RBA Expected to Hold Cash Rate Despite Strong Data
Economists said Tuesday that despite the stronger-than-expected international trade and building approvals figures for August, the Reserve Bank of Australia is unlikely to change the current cash rate.
According to the Australian Bureau of Statistics, home building approvals went up 11.4 per cent to 13,800 units for August, up from the seasonally adjusted 12,384 units in July. It was the second consecutive month that home building approvals grew, and the figure was 0.6 per cent higher than economists' forecast.
TD Securities economist Roland Randall said the official figures confirm the rising number of anecdotes that housing activities in the home building and auction markets have been going up the past few months.

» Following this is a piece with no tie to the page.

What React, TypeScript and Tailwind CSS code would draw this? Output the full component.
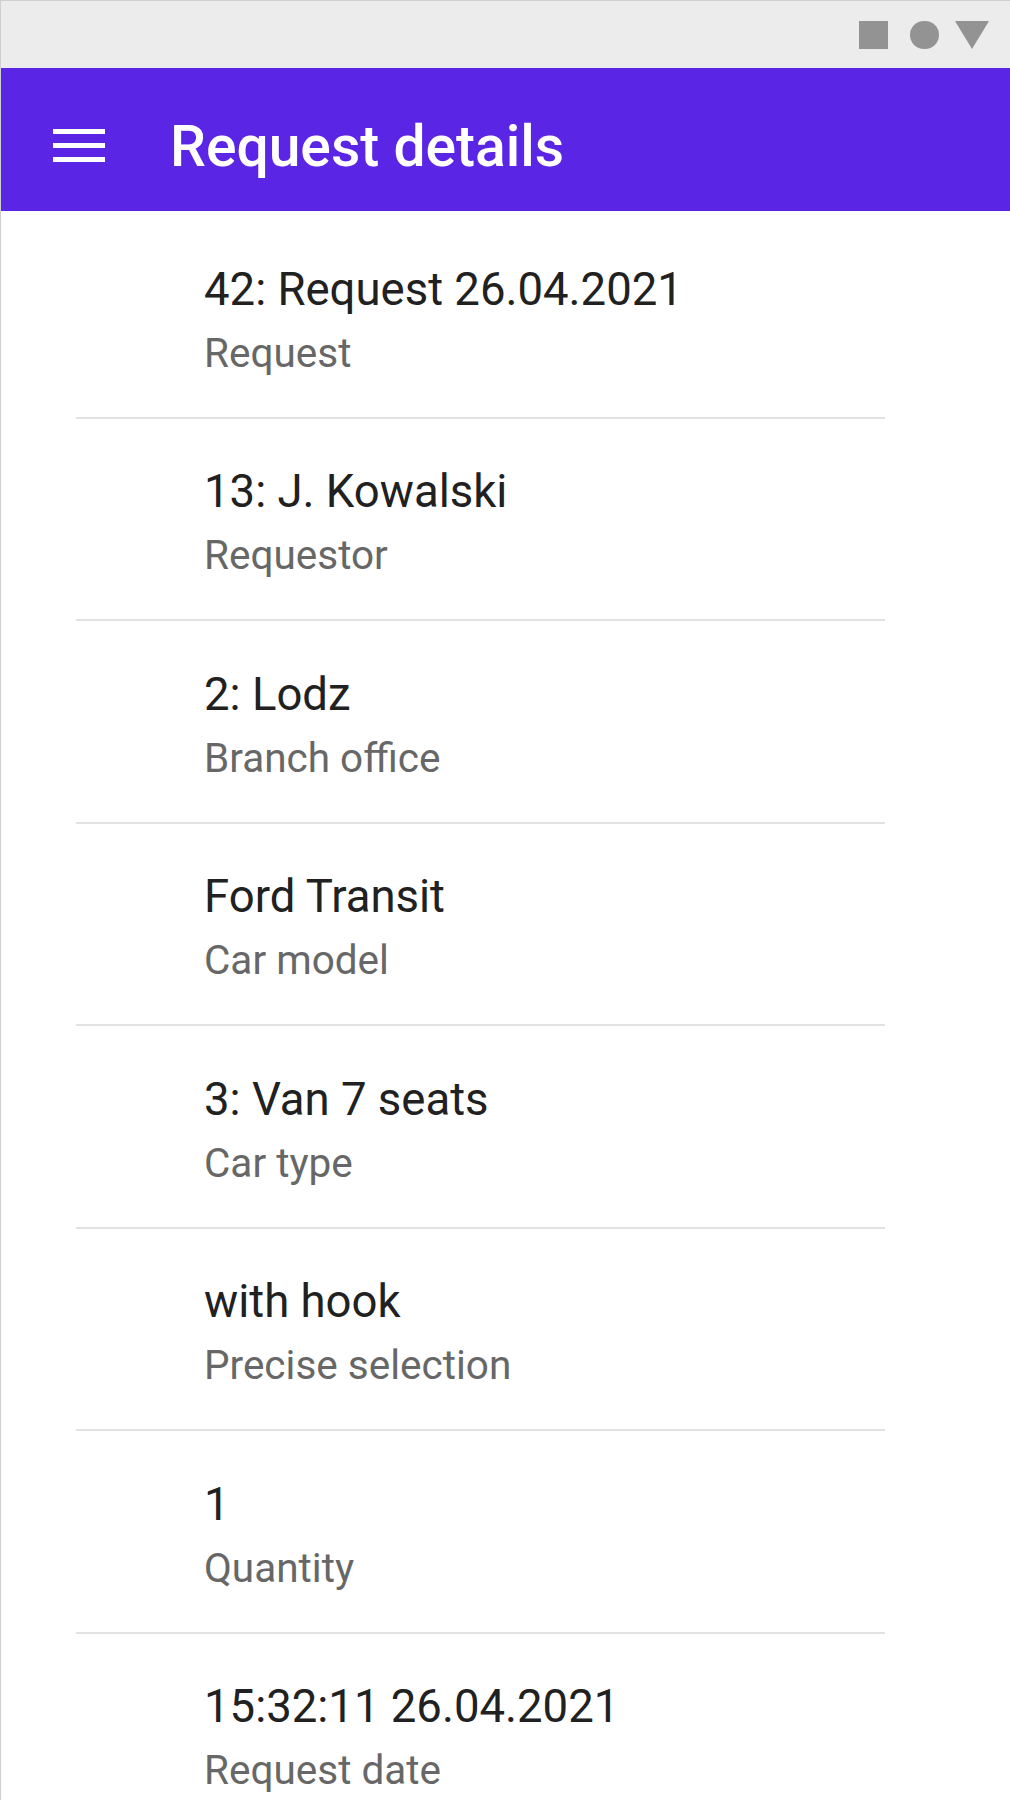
const rows = [
  { value: '42: Request 26.04.2021', label: 'Request' },
  { value: '13: J. Kowalski', label: 'Requestor' },
  { value: '2: Lodz', label: 'Branch office' },
  { value: 'Ford Transit', label: 'Car model' },
  { value: '3: Van 7 seats', label: 'Car type' },
  { value: 'with hook', label: 'Precise selection' },
  { value: '1', label: 'Quantity' },
  { value: '15:32:11 26.04.2021', label: 'Request date' },
];

export default function App() {
  return (
    <div className="w-[1010px] h-[1800px] overflow-hidden bg-white border-l border-t border-[#cfcfcf] font-['Roboto',sans-serif]">
      {/* Status bar */}
      <div className="h-[67px] bg-[#ececec] flex items-center justify-end pr-[21px]">
        <div className="w-[29px] h-[28px] bg-[#939393]" />
        <div className="ml-[22px] w-[29px] h-[28px] rounded-full bg-[#939393]" />
        <svg className="ml-[16px]" width="34" height="28" viewBox="0 0 34 28">
          <polygon points="0,0 34,0 17,28" fill="#939393" />
        </svg>
      </div>

      {/* App bar */}
      <div className="h-[143px] bg-[#5a25e4] flex items-start">
        <div className="mt-[61px] ml-[52px] w-[52px] flex flex-col gap-[9px]">
          <div className="h-[5px] bg-white" />
          <div className="h-[5px] bg-white" />
          <div className="h-[5px] bg-white" />
        </div>
        <h1 className="mt-[50px] ml-[65px] text-[57px] font-medium text-white leading-none">Request details</h1>
      </div>

      {/* Details list */}
      <div className="ml-[75px] w-[809px] pt-[5px]">
        {rows.map((r) => (
          <div key={r.label} className="pl-[128px] pt-[45.5px] pb-[40px] border-b-2 border-[#e2e2e2]">
            <div className="text-[45.5px] leading-[56px] text-[#212121]">{r.value}</div>
            <div className="mt-[11px] text-[40.5px] leading-[48px] text-[#676767]">{r.label}</div>
          </div>
        ))}
      </div>
    </div>
  );
}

JPMorgan economist Helen Kevans said building approvals were driven not by private-sector houses, which actually declined 1 per cent, but by approval for other dwellings, which jumped 35 per cent.

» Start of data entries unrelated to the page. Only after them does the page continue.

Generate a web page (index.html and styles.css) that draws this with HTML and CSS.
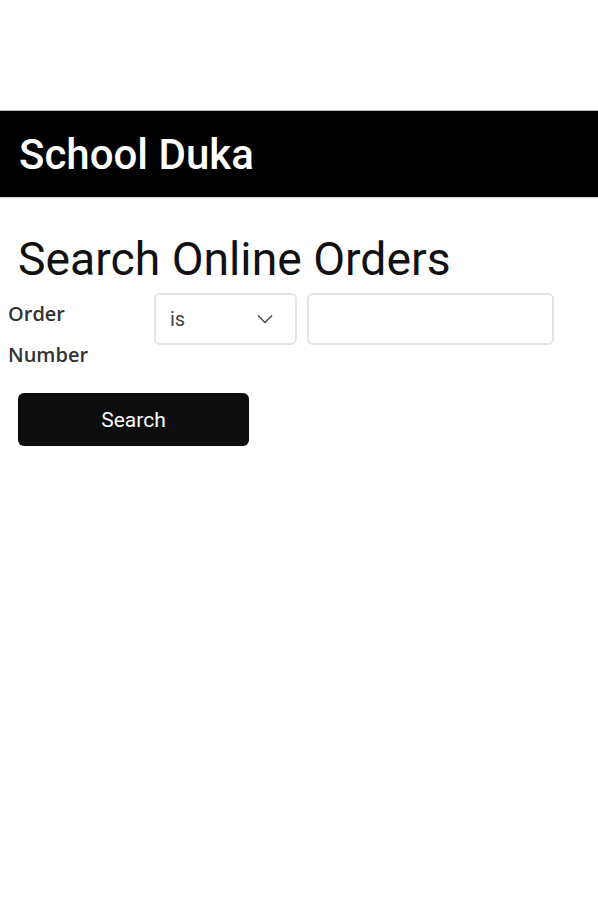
FILE: index.html
```html
<!DOCTYPE html>
<html lang="en">
<head>
  <meta charset="UTF-8">
  <title>School Duka - Search Online Orders</title>
  <link rel="stylesheet" href="styles.css">
</head>
<body>
  <div id="page">
    <div id="topbar">
      <h1 class="brand">School Duka</h1>
    </div>
    <form id="searchForm" method="GET">
      <h2 class="title">Search Online Orders</h2>
      <div class="row">
        <label for="orderNumber" class="label">Order Number</label>
        <div class="select">
          <span>is</span>
          <svg width="16" height="10" viewBox="0 0 16 10"><path d="M1 1.5 L8 8.5 L15 1.5" fill="none" stroke="#444" stroke-width="1.4"/></svg>
        </div>
        <input type="text" id="orderNumber" name="orderNumber" class="field">
      </div>
      <button type="submit" class="btn">Search</button>
    </form>
  </div>
</body>
</html>
```

FILE: styles.css
```css
body {
  margin: 0;
  background: #fff;
  font-family: Roboto, "Liberation Sans", sans-serif;
}
#page {
  padding-top: 110px;
}
#topbar {
  background: #000;
  border-top: 1px solid #bbb;
  border-bottom: 1px solid #ccc;
  height: 86px;
  display: flex;
  align-items: center;
  padding-left: 19px;
}
.brand {
  margin: 0;
  color: #fff;
  font-size: 42px;
  font-weight: 500;
}
#searchForm {
  padding: 36px 0 0 8px;
}
.title {
  margin: 0 0 9px 10px;
  font-size: 46.3px;
  font-weight: 400;
  color: #111;
  line-height: 50px;
}
.row {
  display: flex;
  align-items: flex-start;
}
.label {
  width: 120px;
  margin: 0 26px 0 0;
  font-family: "Open Sans", "Noto Sans", sans-serif;
  font-size: 20px;
  font-weight: 600;
  color: #333;
  line-height: 41px;
}
.select {
  width: 143px;
  height: 52px;
  box-sizing: border-box;
  border: 2px solid #e4e4e4;
  border-radius: 6px;
  display: flex;
  align-items: center;
  justify-content: space-between;
  padding: 0 22px 0 14px;
  font-size: 20px;
  color: #444;
}
.field {
  width: 247px;
  height: 52px;
  box-sizing: border-box;
  margin-left: 10px;
  border: 2px solid #e4e4e4;
  border-radius: 6px;
}
.btn {
  display: block;
  margin: 18px 0 0 10px;
  width: 231px;
  height: 53px;
  background: #0d0d0d;
  color: #fff;
  border: 0;
  border-radius: 6px;
  font-family: Roboto, "Liberation Sans", sans-serif;
  font-size: 21px;
}
```
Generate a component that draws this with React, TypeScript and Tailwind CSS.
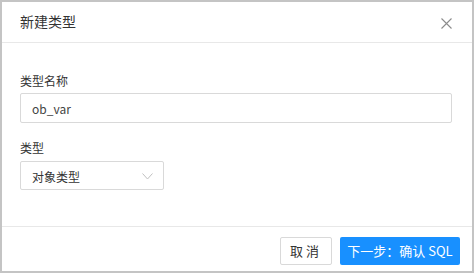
import { useState } from "react";

const font = { fontFamily: '"Noto Sans CJK SC", "Noto Sans", sans-serif' };

export default function App() {
  const [name, setName] = useState("ob_var");

  return (
    <div className="w-[474px] h-[273px] bg-[#c4c4c4] p-[2px]" style={font}>
      <div className="flex flex-col h-[269px] bg-white">
        <div className="flex items-center justify-between h-[41px] px-[18px] border-b border-[#e8e8e8]">
          <span className="text-[14px] text-[#333] leading-[20px] -mt-[3px]">新建类型</span>
          <button className="flex items-center justify-center w-[12px] h-[12px] mt-[2px] mr-[2px]">
            <svg width="11" height="11" viewBox="0 0 11 11" fill="none">
              <path d="M0.5 0.5L10.5 10.5M10.5 0.5L0.5 10.5" stroke="#8c8c8c" strokeWidth="1.1" />
            </svg>
          </button>
        </div>
        <div className="flex-1 flex flex-col px-[18px] pt-[28px]">
          <label className="text-[12px] text-[#333] leading-[20px] mb-[2px]">类型名称</label>
          <input
            className="h-[30px] w-[432px] px-[11px] text-[12px] text-[#444] border border-[#d9d9d9] rounded-[2px] outline-none"
            style={font}
            value={name}
            onChange={(e) => setName(e.target.value)}
          />
          <label className="text-[12px] text-[#333] leading-[20px] mt-[15px] mb-[3px]">类型</label>
          <div className="flex items-center justify-between h-[29px] w-[144px] pl-[11px] pr-[10px] border border-[#d9d9d9] rounded-[2px]">
            <span className="text-[12px] text-[#333] leading-none mt-[2px]">对象类型</span>
            <svg width="11" height="7" viewBox="0 0 11 7" fill="none" className="mt-[1px]">
              <path d="M0.5 0.5L5.5 6L10.5 0.5" stroke="#c0c0c0" strokeWidth="1" />
            </svg>
          </div>
        </div>
        <div className="flex items-start justify-end gap-[8px] h-[45px] border-t border-[#e8e8e8] pt-[10px] pr-[12px]">
          <button className="h-[28px] w-[52px] text-[13px] text-[#333] border border-[#d9d9d9] rounded-[2px] bg-white tracking-[3px]">
            取消
          </button>
          <button className="h-[28px] w-[120px] text-[13px] text-white bg-[#1890ff] rounded-[2px]">
            下一步：确认 SQL
          </button>
        </div>
      </div>
    </div>
  );
}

The ABS also said Australia's international trade surplus grew to $3.1 billion, much higher than the economists' forecast of $1.95 billion.
The surplus was achieved because exports in August went up 8 per cent, while imports increased by only 3 per cent. The bulk of the exports were from mining.
Despite these two positive reports, the economists believe the RBA will likely focus on events overseas, particularly the financial and funding markets, rather than on local data.
"We think the RBA will be reiterating its wait-and-see approach and we don't think they will move rates anytime this year or for next year. We have the RBA on hold throughout 2012," Kevans told The Sydney Morning Herald.
Bloomberg survey of economists agreed with Kevans' forecast that RBA Governor Glenn Stevens will hold on to the 4.75 per cent key lending rate for the 11th straight month. Australia's borrowing cost is among the highest in developed economies compared to near-zero benchmark rates in the U.S., Britain and Canada, as the RBA's way of containing inflation during the greatest mining boom in more than a century.
"There's very little chance of a rate cut, unless we see that deterioration sharpen in the data and numbers like the building approval figures speak directly against that argument," CMC Markets chief market strategist Michael McCarthy told the Herald.